Supply chain management capabilities are best known for their importance in delivering
profitability. For example AMR (2008) reported that Nike, a company best known for its
marketing, used improvements to its supply chain to increase operating margins of between
10 and 15% in each of the last four years. But for Nike and other companies such as Nokia
which constantly innovate to renew products, selecting the right technology is important to
‘orchestrate the constant collaboration between supply, demand, and product management
groups that brings profitable new products to market’. The importance of supply chain man-
agement capabilities on customer satisfaction and so repeat business for an e-business is
highlighted by Mini Case Study 6.1.
Mini Case Study 6.1 Premier Farnell uses its global supply chain system to improve
customer satisfaction
Constant investment in technology is vital for electronics component distributor Premier Farnell, a growing
business with a mission to deliver industry-leading customer service.

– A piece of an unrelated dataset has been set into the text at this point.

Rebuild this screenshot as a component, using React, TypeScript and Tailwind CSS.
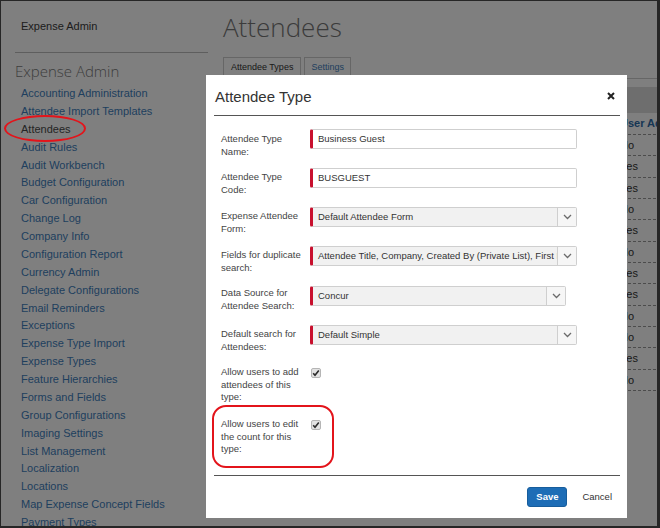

The FTSE-250 company, which supplies electronic components, in North America, Europe and Asia,
has a demanding group of valuable customers who need to know swiftly and accurately when their order
will be shipped.
Most of them are design engineers building prototypes of high-tech goods, working for manufacturers
of a wide range of equipment.
‘For our customers, service is paramount’, explains Laurence Bain, chief operating officer. ‘They are
looking for a product and they are looking for it now.
‘So we had to address the completeness of our product range, our stock levels, and ensure next-day
delivery.’ As a result, an efficient supply chain operation is essential.
Premier Farnell sets a tough target: 99.9 per cent of shipments must arrive the next day. Shipments also
need to be complete.
Add to this a move into China – Premier Farnell now offers next-day delivery to 90 cities for items in its
Chinese distribution centre – and the company would seem a prime candidate for investing in a new supply
chain management or ERP system.
This option was considered carefully, says Mr Bain. The company, however, decided to keep its existing
technology. This allowed it to focus its resources on improving connections between the supply chain
systems in North America, Europe and Asia, and critically, improving business processes.